Version-Release number of selected component (if applicable):
I believe all versions are affects however we discovered the issue with 4.6.16

How reproducible:
Always

Steps to Reproduce:
1.
2.
3.

Actual results:
# oc logs -n openshift-kni-infra coredns-f19-h07-000-r640 -c render-config-coredns
Error: No interface nor address found for the given VIPs
Usage:                                                                                                           
  runtimecfg render [path to kubeconfig] [paths to render]...
                        If there is one single path and it is a directory, it renders the .tmpl files in it [flags]

Flags:
      --api-port uint16          Port where the OpenShift API listens at (default 6443)
      --api-vip ip               Virtual IP Address to reach the OpenShift API
  -c, --cluster-config string    Path to cluster-config ConfigMap to retrieve ControlPlane info
      --dns-vip ip               Virtual IP Address to reach an OpenShift node resolving DNS server
  -h, --help                     help for render
      --ingress-vip ip           Virtual IP Address to reach the OpenShift Ingress Routers
      --lb-port uint16           Port where the API HAProxy LB will listen at (default 9445)
  -o, --out-dir string           Directory where the templates will be rendered
  -r, --resolvconf-path string   Optional path to a resolv.conf file to use to get upstream DNS servers (default "/etc/resolv.conf")
      --stat-port uint16         Port where the HAProxy stats API will listen at (default 50000)
      --verbose                  Display extra information about the rendering

time="2021-03-09T20:53:42Z" level=fatal msg="Error executing runtimecfg: No interface nor address found for the given VIPs"

Expected results:


Additional info:

As a workaround you can overwrite the existing static pod configuration with a new coredns static pod without the rendering script and with a specific configuration to resolve your api-int address.
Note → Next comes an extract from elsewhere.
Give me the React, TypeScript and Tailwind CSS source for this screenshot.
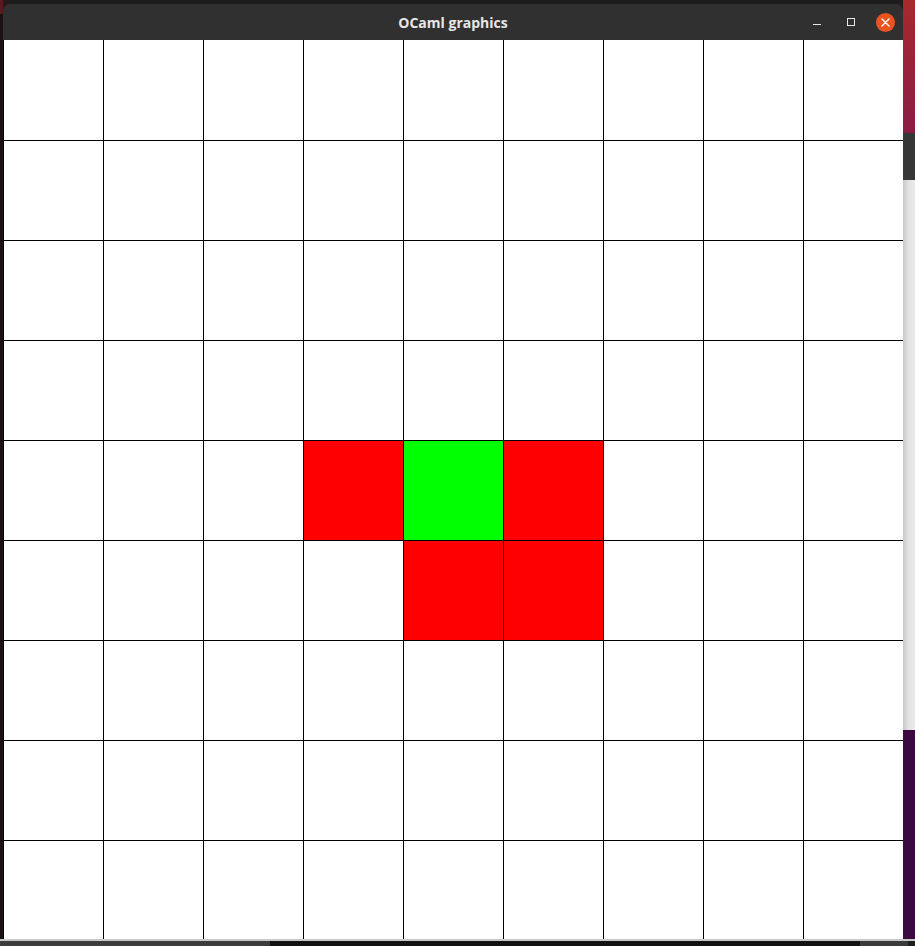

Comment 1 Rom Freiman 2021-03-22 13:39:28 UTC
This issue affects a RWN deployment, in case the vip is in different subnet than the rwn.
Also, it might be obsolete by those changes, assuming they will be introduced in 4.8:

https://github.com/openshift/machine-config-operator/pull/2374
https://github.com/openshift/machine-config-operator/pull/2410

Comment 2 Ben Nemec 2021-05-04 20:16:22 UTC
This is because 4.6 did not support deployment across multiple subnets. It will be fixed by the backport in https://github.com/openshift/baremetal-runtimecfg/pull/133, although it's not strictly a duplicate of that bug.

Comment 5 Ben Nemec 2021-07-07 15:28:43 UTC
The PR for this has merged so it should be fixed now.

Comment 9 errata-xmlrpc 2021-08-12 01:36:41 UTC
Since the problem described in this bug report should be
resolved in a recent advisory, it has been closed with a
resolution of ERRATA.

For information on the advisory (OpenShift Container Platform 4.6.42 bug fix update), and where to find the updated
files, follow the link below.

If the solution does not work for you, open a new bug report.

https://access.redhat.com/errata/RHBA-2021:3008